Plusieurs autres signes de potentielle détente sont apparus par ailleurs : Trump a fait l’éloge à de nombreuses reprises de la « belle lettre » que lui a fait parvenir le dirigeant nord-coréen Kim Jong-un le 10 juin. De même, il a exprimé tout son respect et sa reconnaissance pour le Mexique, suite aux négociations de la semaine dernière. Plus intéressant encore, en dépit de l’atmosphère de diabolisation de la Russie, des rencontres ont eu lieu à deux reprises cette semaine, mercredi à Prague entre la sous-secrétaire au département d’État Andrea Thompson et le vice-ministre des Affaires étrangères Sergey Ryabkov, et mardi au département d’État américain entre le sous-secrétaire d’État David Hale et l’ambassadeur russe aux États-Unis Anatoly Antonov.

L’état de paranoïa aiguë du conseiller à la sécurité nationale John Bolton, faucon de guerre parmi les plus virulents, est également un signe de potentiel changement. En plein délire conspirationniste, Bolton a accusé mercredi la Corée du Nord, le Venezuela, l’Iran, la Russie et la Chine, avec même la complicité des médias américains, de mener une campagne de désinformation sur les divisions au sein de l’administration entre le président et ses conseillers. Sur le site Consortium News, le lanceur d’alerte de la CIA John Kiriakou écrit que plusieurs de ses contacts à Washington lui disent que les jours de Bolton à son poste sont comptés.

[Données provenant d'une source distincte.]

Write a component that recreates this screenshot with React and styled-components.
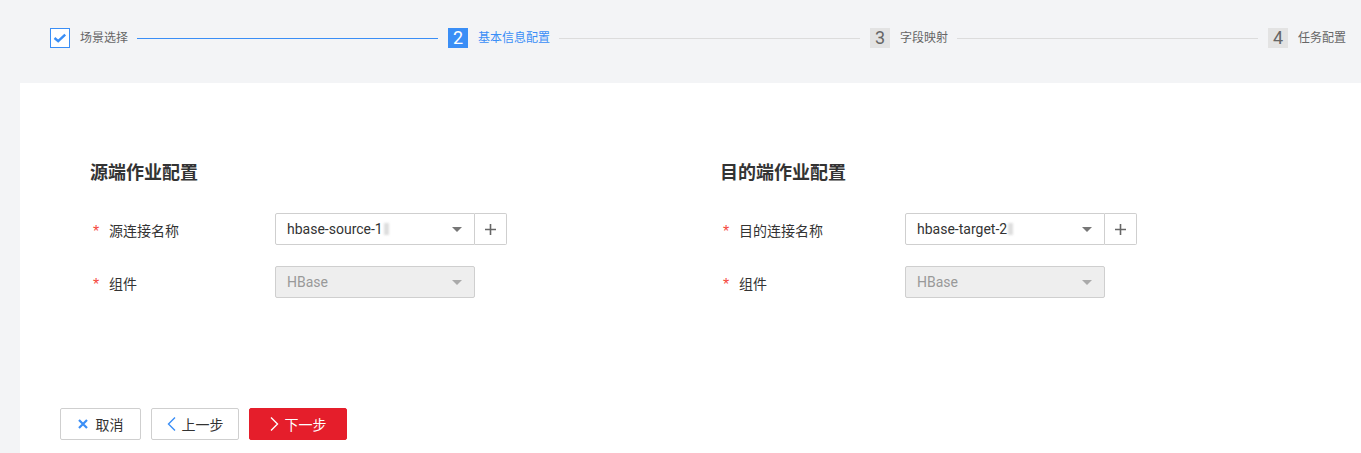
import React from "react";
import styled, { createGlobalStyle } from "styled-components";

const GlobalStyle = createGlobalStyle`
  html, body { margin: 0; padding: 0; }
  body {
    background: #f3f4f6;
    font-family: Roboto, "Noto Sans CJK SC", "Liberation Sans", sans-serif;
    color: #333;
    overflow: hidden;
  }
  * { box-sizing: border-box; }
`;

const Page = styled.div`
  display: flex;
  flex-direction: column;
  min-height: 100vh;
`;

const Header = styled.div`
  height: 83px;
  padding: 28px 15px 0 50px;
`;

const Steps = styled.div`
  display: flex;
  align-items: center;
  height: 20px;
`;

const StepBox = styled.div`
  width: 20px;
  height: 20px;
  flex: none;
  display: flex;
  align-items: center;
  justify-content: center;
  font-family: Roboto, "Liberation Sans", sans-serif;
  font-size: 18px;
  line-height: 20px;
  background: ${(p) => (p.$state === "active" ? "#3a8ef6" : p.$state === "done" ? "#fff" : "#e3e3e3")};
  color: ${(p) => (p.$state === "active" ? "#fff" : "#666")};
  border: ${(p) => (p.$state === "done" ? "1px solid #3a8ef6" : "none")};
`;

const StepLabel = styled.span`
  margin-left: 10px;
  font-size: 12px;
  line-height: 20px;
  white-space: nowrap;
  color: ${(p) => (p.$state === "active" ? "#3a8ef6" : "#666")};
`;

const StepLine = styled.div`
  flex: 1;
  height: 1px;
  margin: 0 10px 0 9px;
  background: ${(p) => (p.$done ? "#3a8ef6" : "#dcdcdc")};
`;

const Panel = styled.div`
  flex: 1;
  margin-left: 20px;
  background: #fff;
  padding: 78px 0 40px 40px;
`;

const Columns = styled.div`
  display: grid;
  grid-template-columns: 630px 1fr;
  margin-left: 30px;
`;

const Section = styled.div`
  display: flex;
  flex-direction: column;
`;

const SectionTitle = styled.h2`
  margin: 0 0 28px;
  font-size: 18px;
  line-height: 24px;
  font-weight: 700;
  color: #333;
`;

const Rows = styled.div`
  display: flex;
  flex-direction: column;
  gap: 21px;
`;

const Row = styled.div`
  display: flex;
  align-items: center;
  height: 32px;
`;

const Label = styled.div`
  width: 185px;
  flex: none;
  display: flex;
  align-items: center;
  font-size: 14px;
  color: #333;
  padding-left: 3px;
  padding-top: 2px;
`;

const Star = styled.span`
  color: #f5473b;
  font-size: 16px;
  font-family: "Liberation Sans", sans-serif;
  width: 16px;
  line-height: 14px;
  padding-top: 4px;
`;

const Control = styled.div`
  display: flex;
`;

const Select = styled.div`
  width: 200px;
  height: 32px;
  display: flex;
  align-items: center;
  justify-content: space-between;
  padding: 0 12px 0 11px;
  border: 1px solid #cfcfcf;
  border-radius: ${(p) => (p.$grouped ? "2px 0 0 2px" : "2px")};
  background: ${(p) => (p.$disabled ? "#eeeeee" : "#fff")};
  color: ${(p) => (p.$disabled ? "#999" : "#333")};
  font-size: 14px;
`;

const Value = styled.span`
  display: flex;
  align-items: center;
  white-space: nowrap;
`;

const Redacted = styled.span`
  display: inline-block;
  width: 5px;
  height: 12px;
  margin-left: 1px;
  background: #dedede;
  filter: blur(1px);
`;

const Caret = styled.span`
  width: 0;
  height: 0;
  border-left: 5px solid transparent;
  border-right: 5px solid transparent;
  border-top: 5px solid ${(p) => (p.$disabled ? "#aaa" : "#777")};
`;

const AddButton = styled.div`
  width: 32px;
  height: 32px;
  display: flex;
  align-items: center;
  justify-content: center;
  border: 1px solid #cfcfcf;
  border-left: none;
  border-radius: 0 2px 2px 0;
  background: #fff;
`;

const Actions = styled.div`
  display: flex;
  gap: 10px;
  margin-top: 110px;
`;

const Button = styled.button`
  width: ${(p) => p.$w}px;
  height: 32px;
  display: flex;
  align-items: center;
  justify-content: center;
  gap: ${(p) => p.$gap || 6}px;
  border-radius: 2px;
  font-family: inherit;
  font-size: 14px;
  padding: 0;
  cursor: pointer;
  border: 1px solid ${(p) => (p.$primary ? "#e51e2b" : "#cfcfcf")};
  background: ${(p) => (p.$primary ? "#e51e2b" : "#fff")};
  color: ${(p) => (p.$primary ? "#fff" : "#333")};
`;

const Check = () => (
  <svg width="16" height="16" viewBox="0 0 16 16">
    <path d="M2.5 8 L6.2 11.2 L13.2 4.6" fill="none" stroke="#3a8ef6" strokeWidth="2.4" />
  </svg>
);

const Plus = () => (
  <svg width="11" height="11" viewBox="0 0 11 11">
    <path d="M5.5 0 V11 M0 5.5 H11" stroke="#666" strokeWidth="1.6" />
  </svg>
);

const Cross = () => (
  <svg width="10" height="10" viewBox="0 0 10 10">
    <path d="M1 1 L9 9 M9 1 L1 9" stroke="#3a8ef6" strokeWidth="2.2" />
  </svg>
);

const Chevron = ({ dir, color }) => (
  <svg width="9" height="14" viewBox="0 0 9 14">
    <path
      d={dir === "left" ? "M8 0.5 L1.5 7 L8 13.5" : "M1 0.5 L7.5 7 L1 13.5"}
      fill="none"
      stroke={color}
      strokeWidth="1.4"
    />
  </svg>
);

const steps = [
  { n: 1, label: "场景选择", state: "done" },
  { n: 2, label: "基本信息配置", state: "active" },
  { n: 3, label: "字段映射", state: "todo" },
  { n: 4, label: "任务配置", state: "todo" },
];

const sections = [
  { title: "源端作业配置", conn: "源连接名称", value: "hbase-source-1" },
  { title: "目的端作业配置", conn: "目的连接名称", value: "hbase-target-2" },
];

export default function App() {
  return (
    <Page>
      <GlobalStyle />
      <Header>
        <Steps>
          {steps.map((s, i) => (
            <React.Fragment key={s.n}>
              <StepBox $state={s.state}>{s.state === "done" ? <Check /> : s.n}</StepBox>
              <StepLabel $state={s.state}>{s.label}</StepLabel>
              {i < steps.length - 1 && <StepLine $done={s.state === "done"} />}
            </React.Fragment>
          ))}
        </Steps>
      </Header>
      <Panel>
        <Columns>
          {sections.map((sec) => (
            <Section key={sec.title}>
              <SectionTitle>{sec.title}</SectionTitle>
              <Rows>
                <Row>
                  <Label>
                    <Star>*</Star>
                    {sec.conn}
                  </Label>
                  <Control>
                    <Select $grouped>
                      <Value>
                        {sec.value}
                        <Redacted />
                      </Value>
                      <Caret />
                    </Select>
                    <AddButton>
                      <Plus />
                    </AddButton>
                  </Control>
                </Row>
                <Row>
                  <Label>
                    <Star>*</Star>
                    组件
                  </Label>
                  <Select $disabled>
                    <Value>HBase</Value>
                    <Caret $disabled />
                  </Select>
                </Row>
              </Rows>
            </Section>
          ))}
        </Columns>
        <Actions>
          <Button $w={81} $gap={8}>
            <Cross />
            取消
          </Button>
          <Button $w={88}>
            <Chevron dir="left" color="#3a8ef6" />
            上一步
          </Button>
          <Button $w={98} $primary>
            <Chevron dir="right" color="#fff" />
            下一步
          </Button>
        </Actions>
      </Panel>
    </Page>
  );
}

Tout peut donc arriver dans les prochaines semaines. Une simple provocation, dans le Moyen-Orient ou ailleurs, pourrait rapidement provoquer une escalade. Mais si la volonté existe de part et d’autre pour l’éviter, le prochain G20, qui se déroulera les 28 et 29 juin à Osaka, et où devraient se rencontrer en tête-à-tête Poutine, Trump et Xi Jinping, en offrira l’occasion.